Data lines:
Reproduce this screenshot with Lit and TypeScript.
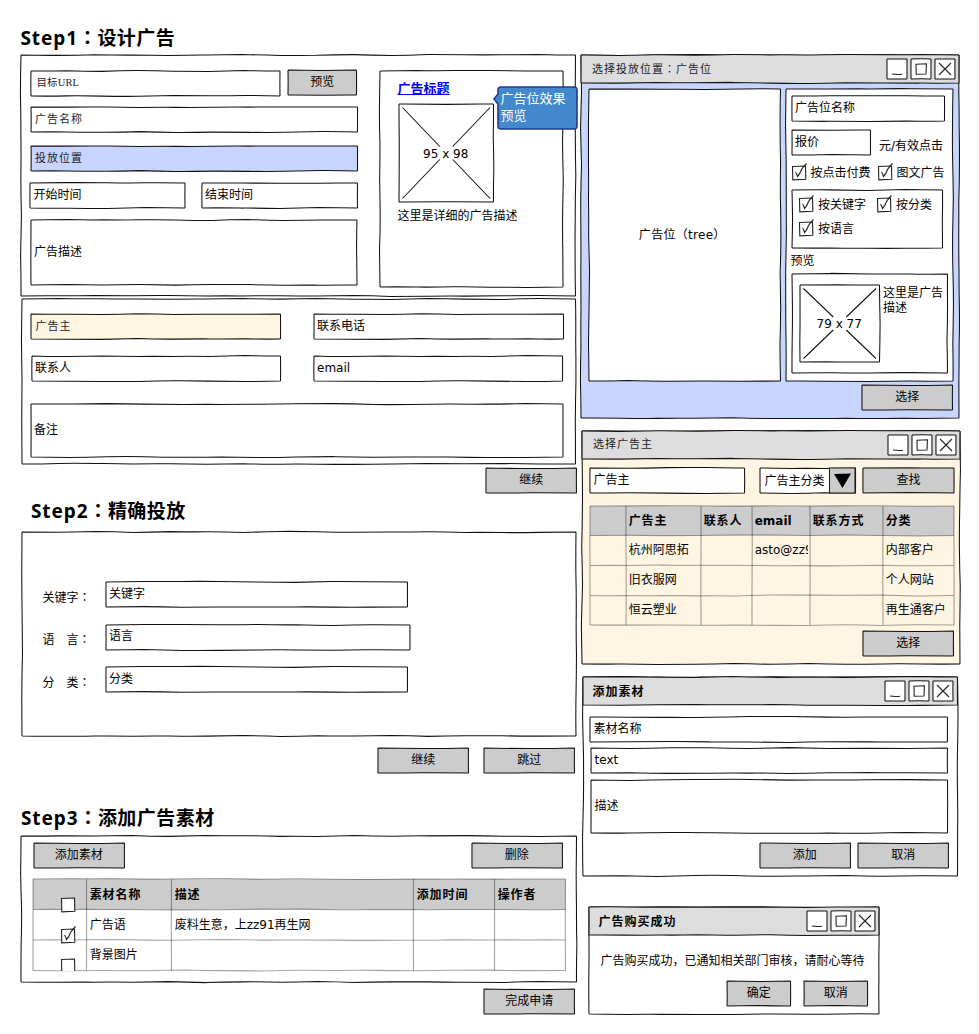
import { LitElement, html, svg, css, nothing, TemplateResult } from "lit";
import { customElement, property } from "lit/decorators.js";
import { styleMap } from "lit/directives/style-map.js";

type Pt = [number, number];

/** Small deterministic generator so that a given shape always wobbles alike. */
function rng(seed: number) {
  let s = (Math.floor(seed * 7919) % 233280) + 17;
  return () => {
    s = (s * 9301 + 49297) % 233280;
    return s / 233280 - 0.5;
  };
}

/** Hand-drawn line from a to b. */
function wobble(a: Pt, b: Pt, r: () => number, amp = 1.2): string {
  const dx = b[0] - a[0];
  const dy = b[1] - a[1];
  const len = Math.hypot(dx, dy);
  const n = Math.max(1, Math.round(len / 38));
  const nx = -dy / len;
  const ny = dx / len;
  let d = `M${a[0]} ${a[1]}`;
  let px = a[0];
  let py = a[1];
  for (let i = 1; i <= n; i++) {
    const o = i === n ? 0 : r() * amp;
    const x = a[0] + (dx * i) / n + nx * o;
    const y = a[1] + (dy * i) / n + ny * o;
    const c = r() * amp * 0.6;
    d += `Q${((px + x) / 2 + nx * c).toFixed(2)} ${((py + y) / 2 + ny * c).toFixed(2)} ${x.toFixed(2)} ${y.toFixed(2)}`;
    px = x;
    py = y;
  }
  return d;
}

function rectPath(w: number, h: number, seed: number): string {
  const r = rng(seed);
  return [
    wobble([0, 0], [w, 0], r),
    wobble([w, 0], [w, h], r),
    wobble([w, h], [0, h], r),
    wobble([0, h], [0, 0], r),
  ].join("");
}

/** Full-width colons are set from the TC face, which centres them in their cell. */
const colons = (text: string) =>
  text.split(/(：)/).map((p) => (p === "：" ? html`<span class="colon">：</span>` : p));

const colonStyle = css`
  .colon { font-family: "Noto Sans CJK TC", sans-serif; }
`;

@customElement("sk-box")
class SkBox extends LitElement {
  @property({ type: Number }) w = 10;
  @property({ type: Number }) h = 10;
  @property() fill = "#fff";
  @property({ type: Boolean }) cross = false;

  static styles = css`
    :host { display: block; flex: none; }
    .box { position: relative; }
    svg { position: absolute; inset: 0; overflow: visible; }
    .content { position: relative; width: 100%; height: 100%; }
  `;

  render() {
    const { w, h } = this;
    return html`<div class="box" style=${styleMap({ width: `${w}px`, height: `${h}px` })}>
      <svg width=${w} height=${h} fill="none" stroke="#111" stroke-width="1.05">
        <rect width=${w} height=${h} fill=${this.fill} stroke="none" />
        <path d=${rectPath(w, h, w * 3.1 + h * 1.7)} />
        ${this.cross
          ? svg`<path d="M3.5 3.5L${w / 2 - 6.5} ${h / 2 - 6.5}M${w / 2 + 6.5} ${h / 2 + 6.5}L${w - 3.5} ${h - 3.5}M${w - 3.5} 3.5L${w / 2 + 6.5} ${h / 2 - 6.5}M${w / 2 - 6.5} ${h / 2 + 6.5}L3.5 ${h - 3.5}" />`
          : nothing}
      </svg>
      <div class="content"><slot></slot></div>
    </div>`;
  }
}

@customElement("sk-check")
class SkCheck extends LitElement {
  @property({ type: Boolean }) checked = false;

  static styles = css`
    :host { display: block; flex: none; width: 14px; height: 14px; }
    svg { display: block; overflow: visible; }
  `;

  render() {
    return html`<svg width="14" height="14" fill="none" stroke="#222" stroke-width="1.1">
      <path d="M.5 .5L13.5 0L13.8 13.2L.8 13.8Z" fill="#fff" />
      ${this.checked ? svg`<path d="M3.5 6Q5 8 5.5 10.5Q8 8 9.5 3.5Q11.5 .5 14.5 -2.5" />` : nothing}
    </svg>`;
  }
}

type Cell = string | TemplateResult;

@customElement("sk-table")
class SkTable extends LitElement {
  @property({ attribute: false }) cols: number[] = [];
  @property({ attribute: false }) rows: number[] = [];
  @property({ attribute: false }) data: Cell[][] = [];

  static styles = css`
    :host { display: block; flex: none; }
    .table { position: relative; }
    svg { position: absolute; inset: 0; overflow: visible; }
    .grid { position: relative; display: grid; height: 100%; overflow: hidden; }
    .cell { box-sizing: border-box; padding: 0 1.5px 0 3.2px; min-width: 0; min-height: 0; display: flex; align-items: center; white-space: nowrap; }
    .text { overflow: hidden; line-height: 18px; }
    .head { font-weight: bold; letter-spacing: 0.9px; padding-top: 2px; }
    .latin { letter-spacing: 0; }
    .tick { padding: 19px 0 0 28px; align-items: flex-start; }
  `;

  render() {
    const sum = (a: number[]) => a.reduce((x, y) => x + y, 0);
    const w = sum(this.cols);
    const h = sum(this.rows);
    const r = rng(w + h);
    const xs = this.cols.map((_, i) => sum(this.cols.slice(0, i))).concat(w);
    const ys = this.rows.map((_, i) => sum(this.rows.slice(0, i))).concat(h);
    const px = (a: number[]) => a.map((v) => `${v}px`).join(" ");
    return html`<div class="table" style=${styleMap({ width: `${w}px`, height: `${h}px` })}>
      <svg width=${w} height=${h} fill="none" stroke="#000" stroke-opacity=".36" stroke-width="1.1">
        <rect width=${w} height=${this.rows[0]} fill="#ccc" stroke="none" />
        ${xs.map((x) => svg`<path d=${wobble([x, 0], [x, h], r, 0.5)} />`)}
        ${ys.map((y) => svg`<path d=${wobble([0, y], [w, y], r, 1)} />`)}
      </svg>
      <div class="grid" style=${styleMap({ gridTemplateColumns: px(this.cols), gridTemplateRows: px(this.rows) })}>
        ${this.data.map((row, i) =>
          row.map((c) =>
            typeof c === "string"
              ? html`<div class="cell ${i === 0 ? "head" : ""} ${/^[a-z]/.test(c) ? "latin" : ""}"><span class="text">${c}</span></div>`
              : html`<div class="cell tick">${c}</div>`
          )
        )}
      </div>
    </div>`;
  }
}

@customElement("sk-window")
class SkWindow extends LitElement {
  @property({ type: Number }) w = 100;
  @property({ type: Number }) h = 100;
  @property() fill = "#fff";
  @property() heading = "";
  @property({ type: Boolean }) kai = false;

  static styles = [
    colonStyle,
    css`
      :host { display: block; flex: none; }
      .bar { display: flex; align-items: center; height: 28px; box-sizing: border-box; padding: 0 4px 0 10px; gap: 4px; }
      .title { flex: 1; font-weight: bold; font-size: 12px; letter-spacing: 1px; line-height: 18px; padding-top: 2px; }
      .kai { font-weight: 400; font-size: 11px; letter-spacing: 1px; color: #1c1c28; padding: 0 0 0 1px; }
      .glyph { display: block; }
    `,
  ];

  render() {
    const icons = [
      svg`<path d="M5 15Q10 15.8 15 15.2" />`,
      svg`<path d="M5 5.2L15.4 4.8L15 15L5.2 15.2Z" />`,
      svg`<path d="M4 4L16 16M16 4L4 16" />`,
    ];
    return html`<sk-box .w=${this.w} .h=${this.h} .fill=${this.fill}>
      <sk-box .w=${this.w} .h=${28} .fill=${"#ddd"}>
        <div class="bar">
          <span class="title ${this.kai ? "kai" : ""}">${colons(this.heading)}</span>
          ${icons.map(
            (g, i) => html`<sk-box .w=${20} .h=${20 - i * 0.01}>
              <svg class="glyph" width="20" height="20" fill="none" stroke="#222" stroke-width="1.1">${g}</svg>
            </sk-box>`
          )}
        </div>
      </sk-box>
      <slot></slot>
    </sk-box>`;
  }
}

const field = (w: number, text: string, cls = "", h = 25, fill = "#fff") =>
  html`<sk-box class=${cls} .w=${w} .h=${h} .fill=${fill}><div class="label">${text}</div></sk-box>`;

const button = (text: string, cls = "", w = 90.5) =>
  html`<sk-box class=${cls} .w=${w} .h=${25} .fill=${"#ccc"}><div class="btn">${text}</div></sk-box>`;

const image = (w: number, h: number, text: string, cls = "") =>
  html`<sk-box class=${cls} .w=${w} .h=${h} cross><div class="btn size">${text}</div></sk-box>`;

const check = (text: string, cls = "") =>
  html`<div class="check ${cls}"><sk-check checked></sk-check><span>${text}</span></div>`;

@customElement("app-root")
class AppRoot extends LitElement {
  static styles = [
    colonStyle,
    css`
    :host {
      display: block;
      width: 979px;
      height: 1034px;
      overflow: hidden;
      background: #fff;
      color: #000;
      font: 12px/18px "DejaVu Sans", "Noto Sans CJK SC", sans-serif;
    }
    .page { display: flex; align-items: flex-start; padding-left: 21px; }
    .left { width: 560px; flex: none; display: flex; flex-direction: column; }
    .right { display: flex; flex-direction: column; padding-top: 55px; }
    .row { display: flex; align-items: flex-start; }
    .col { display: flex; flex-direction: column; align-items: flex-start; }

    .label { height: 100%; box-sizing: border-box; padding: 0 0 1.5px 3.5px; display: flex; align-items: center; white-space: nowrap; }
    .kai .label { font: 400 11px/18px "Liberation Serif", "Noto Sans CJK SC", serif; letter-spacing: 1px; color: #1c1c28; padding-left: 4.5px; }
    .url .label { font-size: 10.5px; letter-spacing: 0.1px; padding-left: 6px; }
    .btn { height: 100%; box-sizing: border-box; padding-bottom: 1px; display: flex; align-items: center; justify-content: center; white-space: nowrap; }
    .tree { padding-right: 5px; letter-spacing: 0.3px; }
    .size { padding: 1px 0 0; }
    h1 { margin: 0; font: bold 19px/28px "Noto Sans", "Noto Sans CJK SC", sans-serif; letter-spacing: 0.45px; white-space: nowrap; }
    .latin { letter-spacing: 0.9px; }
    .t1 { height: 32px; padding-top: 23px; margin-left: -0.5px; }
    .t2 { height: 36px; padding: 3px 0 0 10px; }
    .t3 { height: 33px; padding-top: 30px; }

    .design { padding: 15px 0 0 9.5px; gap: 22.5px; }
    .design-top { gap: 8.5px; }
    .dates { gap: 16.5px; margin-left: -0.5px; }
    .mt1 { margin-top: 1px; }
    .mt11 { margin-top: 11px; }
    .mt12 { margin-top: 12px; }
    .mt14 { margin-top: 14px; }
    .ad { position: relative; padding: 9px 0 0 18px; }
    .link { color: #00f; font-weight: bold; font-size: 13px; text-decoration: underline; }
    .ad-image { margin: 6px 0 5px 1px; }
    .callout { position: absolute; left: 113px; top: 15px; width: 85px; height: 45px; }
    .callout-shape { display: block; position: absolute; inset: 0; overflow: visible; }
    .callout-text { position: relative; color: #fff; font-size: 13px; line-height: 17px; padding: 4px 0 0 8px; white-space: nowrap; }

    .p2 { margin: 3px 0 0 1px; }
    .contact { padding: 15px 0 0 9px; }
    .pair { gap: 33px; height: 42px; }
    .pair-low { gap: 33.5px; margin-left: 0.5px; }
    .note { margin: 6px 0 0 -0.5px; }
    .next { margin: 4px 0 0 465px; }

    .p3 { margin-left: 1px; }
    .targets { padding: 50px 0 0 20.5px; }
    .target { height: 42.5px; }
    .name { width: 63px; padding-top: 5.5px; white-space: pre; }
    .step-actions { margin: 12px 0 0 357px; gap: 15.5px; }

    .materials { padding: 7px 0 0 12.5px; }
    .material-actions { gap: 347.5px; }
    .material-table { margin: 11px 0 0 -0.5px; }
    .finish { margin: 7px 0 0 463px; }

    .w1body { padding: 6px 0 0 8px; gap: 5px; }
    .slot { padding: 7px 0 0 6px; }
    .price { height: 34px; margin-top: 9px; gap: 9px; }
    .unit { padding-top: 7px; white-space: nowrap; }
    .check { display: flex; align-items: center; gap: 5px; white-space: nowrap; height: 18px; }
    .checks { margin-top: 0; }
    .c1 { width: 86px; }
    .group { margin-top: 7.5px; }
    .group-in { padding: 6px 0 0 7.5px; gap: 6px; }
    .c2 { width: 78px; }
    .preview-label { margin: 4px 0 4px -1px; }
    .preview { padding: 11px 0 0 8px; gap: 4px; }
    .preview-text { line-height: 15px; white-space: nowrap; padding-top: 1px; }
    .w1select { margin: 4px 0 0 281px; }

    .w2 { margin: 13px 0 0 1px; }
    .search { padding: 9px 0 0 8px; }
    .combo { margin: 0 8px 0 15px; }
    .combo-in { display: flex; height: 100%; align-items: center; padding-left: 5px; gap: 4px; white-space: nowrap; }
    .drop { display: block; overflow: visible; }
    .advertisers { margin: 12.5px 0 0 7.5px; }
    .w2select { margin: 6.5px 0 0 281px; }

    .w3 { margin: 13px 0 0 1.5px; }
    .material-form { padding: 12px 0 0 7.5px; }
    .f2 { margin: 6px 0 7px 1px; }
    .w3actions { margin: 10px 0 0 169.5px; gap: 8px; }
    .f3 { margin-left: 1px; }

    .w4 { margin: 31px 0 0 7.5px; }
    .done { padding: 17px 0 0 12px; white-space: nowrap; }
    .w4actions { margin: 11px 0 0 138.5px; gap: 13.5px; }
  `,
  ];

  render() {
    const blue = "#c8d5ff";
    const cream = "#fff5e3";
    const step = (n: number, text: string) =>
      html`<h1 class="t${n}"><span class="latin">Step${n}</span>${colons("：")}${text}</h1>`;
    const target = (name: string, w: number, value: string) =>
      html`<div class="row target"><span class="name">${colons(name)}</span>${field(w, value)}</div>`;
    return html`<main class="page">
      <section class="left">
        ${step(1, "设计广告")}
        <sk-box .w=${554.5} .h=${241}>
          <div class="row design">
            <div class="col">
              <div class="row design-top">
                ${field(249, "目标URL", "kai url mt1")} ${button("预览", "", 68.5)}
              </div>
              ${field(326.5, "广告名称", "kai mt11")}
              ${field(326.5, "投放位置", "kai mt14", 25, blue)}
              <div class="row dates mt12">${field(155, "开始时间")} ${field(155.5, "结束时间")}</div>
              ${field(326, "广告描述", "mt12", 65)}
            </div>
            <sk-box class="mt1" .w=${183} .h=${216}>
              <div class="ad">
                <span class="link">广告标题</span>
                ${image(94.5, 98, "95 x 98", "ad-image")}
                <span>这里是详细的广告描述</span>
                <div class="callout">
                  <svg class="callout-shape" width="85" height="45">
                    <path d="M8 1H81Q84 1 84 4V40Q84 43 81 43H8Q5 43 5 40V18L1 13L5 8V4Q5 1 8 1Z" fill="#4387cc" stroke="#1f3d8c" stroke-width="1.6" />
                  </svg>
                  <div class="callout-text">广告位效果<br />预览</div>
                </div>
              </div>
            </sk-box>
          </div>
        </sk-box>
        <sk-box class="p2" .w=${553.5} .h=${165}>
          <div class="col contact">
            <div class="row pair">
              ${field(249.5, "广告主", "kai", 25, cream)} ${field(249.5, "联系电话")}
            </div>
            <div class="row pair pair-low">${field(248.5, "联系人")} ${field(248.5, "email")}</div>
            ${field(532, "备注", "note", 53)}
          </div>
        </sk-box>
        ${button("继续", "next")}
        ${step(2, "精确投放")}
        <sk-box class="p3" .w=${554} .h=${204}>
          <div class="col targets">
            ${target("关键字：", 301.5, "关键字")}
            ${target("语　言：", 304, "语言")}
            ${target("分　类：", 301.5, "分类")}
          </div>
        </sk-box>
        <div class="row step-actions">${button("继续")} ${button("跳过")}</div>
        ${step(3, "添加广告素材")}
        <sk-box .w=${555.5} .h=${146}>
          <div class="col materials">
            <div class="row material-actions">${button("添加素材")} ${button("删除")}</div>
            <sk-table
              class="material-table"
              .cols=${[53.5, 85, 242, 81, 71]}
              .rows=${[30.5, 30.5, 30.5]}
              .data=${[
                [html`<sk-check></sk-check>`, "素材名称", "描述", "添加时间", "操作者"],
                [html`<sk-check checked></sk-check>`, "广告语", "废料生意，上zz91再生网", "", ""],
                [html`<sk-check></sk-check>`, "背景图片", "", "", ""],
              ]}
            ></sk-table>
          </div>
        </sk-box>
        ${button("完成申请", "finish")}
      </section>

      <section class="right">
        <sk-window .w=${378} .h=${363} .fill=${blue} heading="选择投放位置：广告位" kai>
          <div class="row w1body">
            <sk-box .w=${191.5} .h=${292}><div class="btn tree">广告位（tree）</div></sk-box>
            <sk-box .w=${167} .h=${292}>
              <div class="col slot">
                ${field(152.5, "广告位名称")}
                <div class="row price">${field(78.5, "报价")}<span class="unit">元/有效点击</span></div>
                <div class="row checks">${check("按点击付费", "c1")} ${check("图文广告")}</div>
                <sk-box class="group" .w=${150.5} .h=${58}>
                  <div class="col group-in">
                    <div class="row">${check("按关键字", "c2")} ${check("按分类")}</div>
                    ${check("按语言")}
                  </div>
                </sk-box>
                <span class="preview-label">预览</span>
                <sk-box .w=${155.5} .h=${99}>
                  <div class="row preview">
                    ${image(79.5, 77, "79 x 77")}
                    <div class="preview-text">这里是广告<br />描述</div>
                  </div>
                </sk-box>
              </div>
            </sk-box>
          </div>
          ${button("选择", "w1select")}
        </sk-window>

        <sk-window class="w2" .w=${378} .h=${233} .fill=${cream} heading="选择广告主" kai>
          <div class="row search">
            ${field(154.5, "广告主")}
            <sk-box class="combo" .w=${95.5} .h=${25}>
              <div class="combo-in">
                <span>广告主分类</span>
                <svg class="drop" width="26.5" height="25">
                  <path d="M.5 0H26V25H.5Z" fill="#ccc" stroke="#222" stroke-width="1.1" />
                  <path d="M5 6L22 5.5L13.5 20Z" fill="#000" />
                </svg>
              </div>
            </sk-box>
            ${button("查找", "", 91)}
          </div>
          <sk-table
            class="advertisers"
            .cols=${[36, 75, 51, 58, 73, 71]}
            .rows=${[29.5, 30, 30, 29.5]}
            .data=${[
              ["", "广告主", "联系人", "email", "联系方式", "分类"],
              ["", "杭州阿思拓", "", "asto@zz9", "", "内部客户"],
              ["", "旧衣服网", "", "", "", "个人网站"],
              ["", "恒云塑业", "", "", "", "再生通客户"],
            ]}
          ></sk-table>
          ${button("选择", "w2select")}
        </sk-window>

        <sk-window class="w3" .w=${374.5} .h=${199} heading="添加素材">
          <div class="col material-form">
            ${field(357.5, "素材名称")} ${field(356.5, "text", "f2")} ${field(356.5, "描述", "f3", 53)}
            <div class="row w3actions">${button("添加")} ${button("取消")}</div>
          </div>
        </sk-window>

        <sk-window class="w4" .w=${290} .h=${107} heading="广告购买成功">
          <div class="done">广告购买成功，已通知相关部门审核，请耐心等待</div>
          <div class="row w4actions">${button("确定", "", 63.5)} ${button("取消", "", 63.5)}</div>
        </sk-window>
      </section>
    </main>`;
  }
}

Exercise details:
Give again, exactly, the lines from the start of the data through the one holding "type Pt = [number, number];"; omit the pictures.

Expected answer:
Reproduce this screenshot with Lit and TypeScript.
import { LitElement, html, svg, css, nothing, TemplateResult } from "lit";
import { customElement, property } from "lit/decorators.js";
import { styleMap } from "lit/directives/style-map.js";

type Pt = [number, number];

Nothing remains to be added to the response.